Climbing Stairs

第46天。

今天的题目是Climbing Stairs:

You are climbing a stair case. It takes n steps to reach to the top.

Each time you can either climb 1 or 2 steps. In how many distinct ways can you climb to the top?

Note: Given n will be a positive integer.

Example 1:

Input: 2
Output: 2
Explanation: There are two ways to climb to the top.

1. 1 step + 1 step
2. 2 steps
   Example 2:

Input: 3
Output: 3
Explanation: There are three ways to climb to the top.

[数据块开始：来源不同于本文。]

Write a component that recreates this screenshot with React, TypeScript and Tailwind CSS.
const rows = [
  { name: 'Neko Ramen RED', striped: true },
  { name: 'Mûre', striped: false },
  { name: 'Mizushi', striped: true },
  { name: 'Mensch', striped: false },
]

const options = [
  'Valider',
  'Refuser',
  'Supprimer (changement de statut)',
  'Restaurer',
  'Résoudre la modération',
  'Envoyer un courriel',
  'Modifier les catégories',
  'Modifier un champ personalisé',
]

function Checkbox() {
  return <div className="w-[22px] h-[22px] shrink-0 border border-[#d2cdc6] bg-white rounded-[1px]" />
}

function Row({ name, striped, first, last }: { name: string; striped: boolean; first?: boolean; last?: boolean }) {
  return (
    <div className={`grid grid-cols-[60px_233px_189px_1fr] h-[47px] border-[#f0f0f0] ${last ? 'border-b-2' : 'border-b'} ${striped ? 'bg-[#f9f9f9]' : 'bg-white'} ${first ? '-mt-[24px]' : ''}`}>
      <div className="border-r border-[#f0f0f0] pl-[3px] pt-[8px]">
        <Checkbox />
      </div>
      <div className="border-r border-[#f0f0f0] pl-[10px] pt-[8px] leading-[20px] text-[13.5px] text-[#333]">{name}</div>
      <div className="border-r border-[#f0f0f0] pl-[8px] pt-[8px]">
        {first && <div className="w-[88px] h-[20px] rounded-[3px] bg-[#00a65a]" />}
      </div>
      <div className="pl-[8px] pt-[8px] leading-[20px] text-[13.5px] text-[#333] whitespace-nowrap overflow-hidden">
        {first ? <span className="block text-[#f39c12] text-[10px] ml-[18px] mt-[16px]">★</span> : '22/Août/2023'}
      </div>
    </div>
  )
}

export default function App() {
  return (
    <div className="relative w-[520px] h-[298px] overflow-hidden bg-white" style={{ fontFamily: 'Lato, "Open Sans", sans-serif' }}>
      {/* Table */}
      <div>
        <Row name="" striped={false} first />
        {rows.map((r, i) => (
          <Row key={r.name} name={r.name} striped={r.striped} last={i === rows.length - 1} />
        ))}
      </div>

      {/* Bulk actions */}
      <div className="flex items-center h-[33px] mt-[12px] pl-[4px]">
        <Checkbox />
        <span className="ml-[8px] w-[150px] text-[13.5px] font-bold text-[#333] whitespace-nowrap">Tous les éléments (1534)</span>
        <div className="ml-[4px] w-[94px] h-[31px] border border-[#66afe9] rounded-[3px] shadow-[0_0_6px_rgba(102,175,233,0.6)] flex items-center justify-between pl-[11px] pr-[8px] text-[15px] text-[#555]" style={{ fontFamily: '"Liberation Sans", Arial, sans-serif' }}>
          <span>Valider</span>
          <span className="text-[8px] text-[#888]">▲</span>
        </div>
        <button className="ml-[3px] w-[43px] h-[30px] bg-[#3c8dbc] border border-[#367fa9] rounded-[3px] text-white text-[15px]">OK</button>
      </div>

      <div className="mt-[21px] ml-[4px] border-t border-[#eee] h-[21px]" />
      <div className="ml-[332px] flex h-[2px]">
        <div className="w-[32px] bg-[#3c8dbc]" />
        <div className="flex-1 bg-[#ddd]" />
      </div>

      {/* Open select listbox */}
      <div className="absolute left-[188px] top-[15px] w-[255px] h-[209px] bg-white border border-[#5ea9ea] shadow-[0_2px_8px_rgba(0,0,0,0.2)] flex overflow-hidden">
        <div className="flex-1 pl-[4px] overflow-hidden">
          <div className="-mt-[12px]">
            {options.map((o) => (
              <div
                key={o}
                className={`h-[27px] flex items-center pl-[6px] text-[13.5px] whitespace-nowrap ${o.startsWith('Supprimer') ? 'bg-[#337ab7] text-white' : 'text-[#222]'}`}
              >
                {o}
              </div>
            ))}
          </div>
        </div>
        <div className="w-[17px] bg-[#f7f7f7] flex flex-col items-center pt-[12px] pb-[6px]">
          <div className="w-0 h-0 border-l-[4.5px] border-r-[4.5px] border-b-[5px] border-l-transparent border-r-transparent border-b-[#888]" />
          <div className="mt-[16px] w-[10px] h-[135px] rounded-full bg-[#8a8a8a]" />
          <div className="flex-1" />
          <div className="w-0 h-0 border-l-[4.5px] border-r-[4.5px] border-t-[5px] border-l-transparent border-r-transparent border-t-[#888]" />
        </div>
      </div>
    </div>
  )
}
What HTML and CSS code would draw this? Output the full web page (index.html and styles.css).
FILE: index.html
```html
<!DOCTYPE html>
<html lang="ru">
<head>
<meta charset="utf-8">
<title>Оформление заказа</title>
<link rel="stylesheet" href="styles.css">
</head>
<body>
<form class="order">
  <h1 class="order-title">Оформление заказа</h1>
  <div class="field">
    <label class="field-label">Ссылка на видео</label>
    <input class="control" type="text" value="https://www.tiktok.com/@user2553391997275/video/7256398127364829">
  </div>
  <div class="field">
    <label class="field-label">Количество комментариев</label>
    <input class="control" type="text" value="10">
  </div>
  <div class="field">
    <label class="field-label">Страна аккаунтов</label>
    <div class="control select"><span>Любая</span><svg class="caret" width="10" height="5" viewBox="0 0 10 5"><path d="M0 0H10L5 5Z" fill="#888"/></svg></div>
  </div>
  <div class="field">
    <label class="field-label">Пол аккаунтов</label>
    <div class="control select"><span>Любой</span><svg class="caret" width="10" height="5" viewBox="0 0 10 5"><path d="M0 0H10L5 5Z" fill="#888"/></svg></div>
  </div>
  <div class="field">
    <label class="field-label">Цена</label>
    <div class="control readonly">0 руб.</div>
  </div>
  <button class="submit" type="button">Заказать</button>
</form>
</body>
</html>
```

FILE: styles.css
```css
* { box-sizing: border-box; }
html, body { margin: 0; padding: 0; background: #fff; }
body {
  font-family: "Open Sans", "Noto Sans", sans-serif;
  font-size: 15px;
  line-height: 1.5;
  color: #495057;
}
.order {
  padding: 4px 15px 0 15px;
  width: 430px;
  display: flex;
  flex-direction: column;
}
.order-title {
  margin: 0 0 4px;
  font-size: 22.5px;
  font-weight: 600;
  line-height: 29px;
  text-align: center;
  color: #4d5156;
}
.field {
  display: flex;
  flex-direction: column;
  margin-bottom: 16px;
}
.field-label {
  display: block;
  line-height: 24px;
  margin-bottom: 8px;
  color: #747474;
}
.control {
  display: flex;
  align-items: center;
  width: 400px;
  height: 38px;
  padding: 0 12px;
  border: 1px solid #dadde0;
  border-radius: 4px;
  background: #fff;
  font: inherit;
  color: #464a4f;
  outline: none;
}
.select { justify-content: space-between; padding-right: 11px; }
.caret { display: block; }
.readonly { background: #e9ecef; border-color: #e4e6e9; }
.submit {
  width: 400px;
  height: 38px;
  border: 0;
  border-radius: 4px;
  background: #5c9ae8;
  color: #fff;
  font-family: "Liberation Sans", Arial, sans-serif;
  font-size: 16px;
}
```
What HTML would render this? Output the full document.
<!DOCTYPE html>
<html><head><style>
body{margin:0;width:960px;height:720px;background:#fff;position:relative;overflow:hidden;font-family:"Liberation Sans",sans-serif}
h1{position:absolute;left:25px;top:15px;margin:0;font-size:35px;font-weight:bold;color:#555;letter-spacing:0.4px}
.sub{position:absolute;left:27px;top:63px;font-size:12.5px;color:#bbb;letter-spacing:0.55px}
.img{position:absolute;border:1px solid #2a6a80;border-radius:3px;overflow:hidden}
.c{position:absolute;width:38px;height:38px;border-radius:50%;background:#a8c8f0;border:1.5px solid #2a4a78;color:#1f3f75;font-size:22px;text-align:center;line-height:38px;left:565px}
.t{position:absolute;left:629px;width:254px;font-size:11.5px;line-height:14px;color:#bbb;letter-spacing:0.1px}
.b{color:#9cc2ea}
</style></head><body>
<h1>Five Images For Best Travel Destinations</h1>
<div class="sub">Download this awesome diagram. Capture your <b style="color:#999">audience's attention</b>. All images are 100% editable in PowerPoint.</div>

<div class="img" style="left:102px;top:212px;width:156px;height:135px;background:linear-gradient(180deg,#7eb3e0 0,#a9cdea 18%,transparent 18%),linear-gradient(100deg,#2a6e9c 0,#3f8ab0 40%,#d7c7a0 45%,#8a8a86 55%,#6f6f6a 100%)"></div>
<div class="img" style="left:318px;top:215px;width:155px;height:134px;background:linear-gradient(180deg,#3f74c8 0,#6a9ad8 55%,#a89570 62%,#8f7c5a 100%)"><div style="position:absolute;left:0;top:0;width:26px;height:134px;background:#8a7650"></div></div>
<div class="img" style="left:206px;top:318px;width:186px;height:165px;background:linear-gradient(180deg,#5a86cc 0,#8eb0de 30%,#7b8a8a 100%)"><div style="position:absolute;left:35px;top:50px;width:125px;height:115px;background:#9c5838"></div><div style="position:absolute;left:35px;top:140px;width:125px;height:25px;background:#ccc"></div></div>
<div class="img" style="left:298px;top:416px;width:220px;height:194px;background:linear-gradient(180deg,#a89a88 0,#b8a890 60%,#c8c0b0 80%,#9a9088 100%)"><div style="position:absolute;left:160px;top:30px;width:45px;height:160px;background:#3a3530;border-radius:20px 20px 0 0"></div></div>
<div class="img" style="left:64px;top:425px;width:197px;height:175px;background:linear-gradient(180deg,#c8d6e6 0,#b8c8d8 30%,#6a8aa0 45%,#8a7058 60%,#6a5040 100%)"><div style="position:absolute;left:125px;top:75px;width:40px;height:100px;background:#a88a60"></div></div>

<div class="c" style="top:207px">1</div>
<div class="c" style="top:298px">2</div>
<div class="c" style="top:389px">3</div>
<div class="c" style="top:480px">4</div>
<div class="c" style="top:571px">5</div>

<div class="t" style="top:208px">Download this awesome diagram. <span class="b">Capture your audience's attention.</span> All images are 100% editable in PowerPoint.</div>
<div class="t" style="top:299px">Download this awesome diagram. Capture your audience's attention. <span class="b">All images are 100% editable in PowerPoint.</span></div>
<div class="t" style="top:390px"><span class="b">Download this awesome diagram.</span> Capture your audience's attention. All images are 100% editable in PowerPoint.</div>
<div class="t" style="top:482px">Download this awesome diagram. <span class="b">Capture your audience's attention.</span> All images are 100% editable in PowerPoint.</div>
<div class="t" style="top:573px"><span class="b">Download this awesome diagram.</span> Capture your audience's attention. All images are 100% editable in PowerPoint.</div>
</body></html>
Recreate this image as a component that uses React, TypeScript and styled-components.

1. 1 step + 1 step + 1 step
2. 1 step + 2 steps
3. 2 steps + 1 step

首先，要到达第n个台阶，我们需要先到n-1或n-2台阶，只要到达n-1和n-2台阶处，我们就能够通过一步到达第n个台阶，这时可以写出这样的递推式:

climbStairs(n) = climbStairs(n-1) + climbStairs(n-2);
climbStairs(0) = climbStairs(1) = 1;

熟悉的话，可以一眼看出这是斐波那契数列.

这样的话，我们可以很容易写出:

int climbStairs(int n) {
    if (n == 0 || n == 1) return 1;
    return climbStairs(n-1) + climbStairs(n-2);
}

但是这样会出现超时的情况，我们可以用一个数组来记录整个斐波那契数列，然后返回适当的值即可:

int climbStairs(int n) {
    vector<int> vec(n+1,1);
    for(int i = 2;i <= n;i++) {
        vec[i] = vec[i-1] + vec[i-2];
    }
    return vec[n];
}

这样的时间复杂度和空间复杂度都是O(n).

我们可以把空间复杂度降到O(1):

int climbStairs(int n) {
    int a = 0,b = 1,t;
    while(n--) {
        t = a+b;
        a = b;
        b = t;
    }
    return b;
}